*** Provided material

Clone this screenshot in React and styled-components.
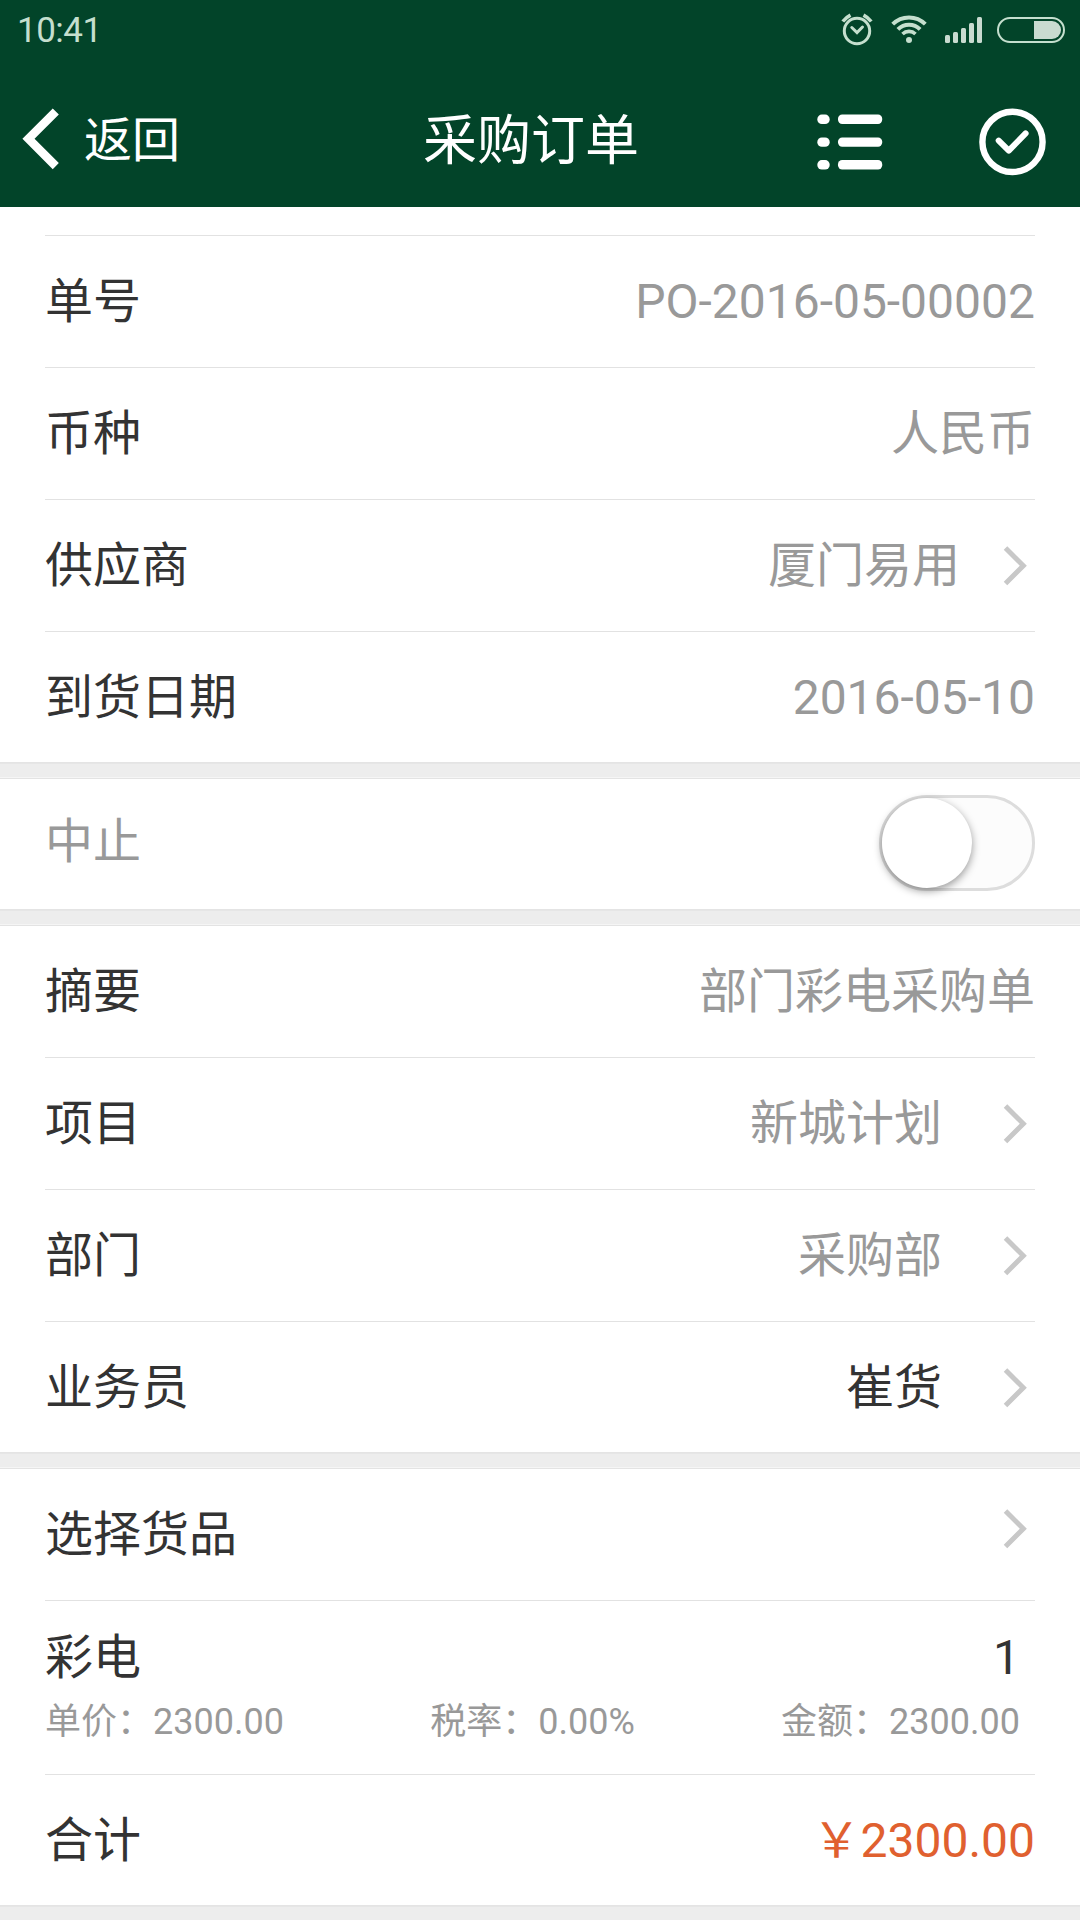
import React, { useState } from 'react'
import styled, { createGlobalStyle } from 'styled-components'

const GlobalStyle = createGlobalStyle`
    * {
        box-sizing: border-box;
    }

    body {
        margin: 0;
        background-color: #ededed;
        font-family: Roboto, "Noto Sans CJK SC", sans-serif;
    }
`

const Page = styled.div`
    width: 1080px;
    height: 1920px;
    overflow: hidden;
    display: flex;
    flex-direction: column;
    gap: 15px;
    background-color: #ededed;
    color: #333;
    font-size: 48px;
    line-height: 70px;
`

const Top = styled.div`
    display: flex;
    flex-direction: column;
`

const AppHeader = styled.header`
    height: 207px;
    display: flex;
    flex-direction: column;
    background-color: #024429;
    color: #fff;
`

const StatusBar = styled.div`
    height: 60px;
    padding: 0 15px 0 17px;
    display: flex;
    align-items: center;
    justify-content: space-between;
    color: #c5dfce;
`

const Clock = styled.span`
    font-size: 35px;
    line-height: 60px;
    letter-spacing: -0.5px;
    padding-top: 2px;
`

const StatusIcons = styled.svg`
    width: 230px;
    height: 60px;
`

const NavBar = styled.div`
    height: 147px;
    padding: 10px 34px 0 21px;
    display: grid;
    grid-template-columns: 400px 1fr 400px;
    align-items: start;
`

const BackButton = styled.button`
    height: 138px;
    padding: 0;
    border: 0;
    background: none;
    color: inherit;
    font: inherit;
    display: flex;
    align-items: center;
    gap: 23px;
`

const BackText = styled.span`
    padding-top: 3px;
`

const Title = styled.h1`
    height: 137px;
    margin: 0;
    padding-top: 4px;
    padding-right: 5px;
    font-size: 54px;
    font-weight: 400;
    line-height: 136px;
    text-align: center;
    white-space: nowrap;
`

const Actions = styled.div`
    height: 137px;
    padding-top: 7px;
    display: flex;
    align-items: center;
    justify-content: flex-end;
    gap: 95px;
`

const Section = styled.section`
    background-color: #fff;
    padding: 0 45px;
    border-top: ${(props) => (props.$first ? '0' : '1px solid #e3e3e3')};
    border-bottom: 1px solid #e4e4e4;
    box-shadow: 0 1px 0 #e6e6e6${(props) => (props.$first ? '' : ', 0 -1px 0 #f5f5f5')};
`

const Stub = styled.div`
    height: 29px;
    border-bottom: 1px solid #e2e2e2;
`

const Row = styled.div`
    height: 132px;
    display: flex;
    align-items: center;
    justify-content: space-between;
    border-bottom: 1px solid #e2e2e2;

    &:last-child {
        height: 130px;
        padding-top: 2px;
        border-bottom: 0;
    }
`

const SwitchRow = styled(Row)`
    &:last-child {
        padding: 0 0 2px;
    }
`

const Label = styled.span`
    color: #333;
`

const MutedLabel = styled(Label)`
    padding-bottom: 2px;
    color: #999;
`

const Value = styled.span`
    margin-left: auto;
    margin-right: ${(props) => props.$space || 0}px;
    color: ${(props) => props.$color || '#999'};
`

const Arrow = styled.svg`
    width: 24px;
    height: 40px;
    margin-right: 8px;
    margin-bottom: ${(props) => props.$lift || 0}px;
`

const Switch = styled.button`
    width: 156px;
    height: 96px;
    padding: 0;
    border: 3px solid #ddd;
    border-radius: 48px;
    background-color: #fcfcfc;
    display: flex;
    justify-content: ${(props) => (props.$on ? 'flex-end' : 'flex-start')};
`

const Knob = styled.span`
    width: 90px;
    height: 90px;
    border-radius: 50%;
    background-color: #fff;
    box-shadow: 0 3px 9px rgba(0, 0, 0, 0.4);
`

const Product = styled.div`
    height: 174px;
    padding: 22px 15px 0 0;
    border-bottom: 1px solid #e2e2e2;
`

const ProductLine = styled.div`
    display: flex;
    justify-content: space-between;
`

const Detail = styled(ProductLine)`
    color: #999;
    font-size: 36px;
    line-height: 58px;
`

const basicInfo = [
    { label: '单号', value: 'PO-2016-05-00002' },
    { label: '币种', value: '人民币' },
    { label: '供应商', value: '厦门易用', arrow: true, space: 43 },
    { label: '到货日期', value: '2016-05-10' },
]

const orderInfo = [
    { label: '摘要', value: '部门彩电采购单' },
    { label: '项目', value: '新城计划', arrow: true, space: 61 },
    { label: '部门', value: '采购部', arrow: true, space: 61 },
    { label: '业务员', value: '崔货', arrow: true, space: 61, color: '#333' },
]

const RightArrow = ({ lift }) => (
    <Arrow viewBox="0 0 24 40" $lift={lift}>
        <path d="M2.5 2 L20.3 19.7 L2.5 37.4" fill="none" stroke="#c8c8c8" strokeWidth="5" />
    </Arrow>
)

const Rows = ({ items }) =>
    items.map((item) => (
        <Row key={item.label}>
            <Label>{item.label}</Label>
            <Value $space={item.space} $color={item.color}>{item.value}</Value>
            {item.arrow && <RightArrow />}
        </Row>
    ))

const signal = [35, 32, 28, 23, 17]

const Status = () => (
    <StatusBar>
        <Clock>10:41</Clock>
        <StatusIcons viewBox="835 0 230 60" fill="none" stroke="currentColor">
            {/* alarm */}
            <circle cx="857" cy="31" r="12.7" strokeWidth="3" />
            <path d="M851.8 27.5 L857 32.6 L862.5 27" strokeWidth="3" strokeLinecap="round" />
            <path d="M842.8 21.5 Q846 17.5 850.5 15.2 M871.2 21.5 Q868 17.5 863.5 15.2" strokeWidth="3.6" />
            {/* wifi */}
            <path d="M892.7 24.2 A23 23 0 0 1 925.3 24.2" strokeWidth="4" />
            <path d="M897.9 29.4 A15.8 15.8 0 0 1 920.1 29.4" strokeWidth="4" />
            <path d="M902.5 34 A9.4 9.4 0 0 1 915.5 34" strokeWidth="3.6" />
            <circle cx="909" cy="40" r="3" fill="currentColor" stroke="none" />
            {signal.map((y, i) => (
                <rect key={y} x={945 + i * 8} y={y} width="5" height={43 - y} rx="1.5" fill="#c9dbd0" stroke="none" />
            ))}
            {/* battery */}
            <rect x="998" y="18" width="66" height="24" rx="12" strokeWidth="2" />
            <path d="M1034 21 H1052 A9 9 0 0 1 1052 39 H1034 Z" fill="#c9dbd0" stroke="none" />
        </StatusIcons>
    </StatusBar>
)

const App = () => {
    const [stopped, setStopped] = useState(false)

    return (
        <>
            <GlobalStyle />
            <Page>
                <Top>
                    <AppHeader>
                        <Status />
                        <NavBar>
                            <BackButton>
                                <svg width="40" height="64" viewBox="0 0 40 64">
                                    <path d="M34.8 4.5 L7.5 31.8 L34.8 59.1" fill="none" stroke="#fff" strokeWidth="8.6" />
                                </svg>
                                <BackText>返回</BackText>
                            </BackButton>
                            <Title>采购订单</Title>
                            <Actions>
                                <svg width="66" height="56" viewBox="0 0 66 56" fill="#fff">
                                    {[0.6, 23.4, 46.1].map((y) => (
                                        <g key={y}>
                                            <rect x="0.3" y={y} width="12.4" height="9.4" rx="4.6" />
                                            <rect x="21" y={y} width="44.2" height="9.4" rx="4.2" />
                                        </g>
                                    ))}
                                </svg>
                                <svg width="68" height="68" viewBox="0 0 68 68" fill="none" stroke="#fff" strokeWidth="6.4">
                                    <circle cx="34.5" cy="33.9" r="30.1" />
                                    <path d="M20.7 32.6 L30.8 42.6 L47.6 25.4" strokeWidth="6" strokeLinecap="round" strokeLinejoin="round" />
                                </svg>
                            </Actions>
                        </NavBar>
                    </AppHeader>
                    <Section $first>
                        <Stub />
                        <Rows items={basicInfo} />
                    </Section>
                </Top>

                <Section>
                    <SwitchRow>
                        <MutedLabel>中止</MutedLabel>
                        <Switch $on={stopped} onClick={() => setStopped(!stopped)}>
                            <Knob />
                        </Switch>
                    </SwitchRow>
                </Section>

                <Section>
                    <Rows items={orderInfo} />
                </Section>

                <Section>
                    <Row>
                        <Label>选择货品</Label>
                        <RightArrow lift={12} />
                    </Row>
                    <Product>
                        <ProductLine>
                            <span>彩电</span>
                            <span>1</span>
                        </ProductLine>
                        <Detail>
                            <span>单价：2300.00</span>
                            <span>税率：0.00%</span>
                            <span>金额：2300.00</span>
                        </Detail>
                    </Product>
                    <Row>
                        <Label>合计</Label>
                        <Value $color="#e0602f">￥2300.00</Value>
                    </Row>
                </Section>
            </Page>
        </>
    )
}

export default App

******

Stated problem:
How many of the lines above hold the word "components"? Give only that number.

Complete response:
2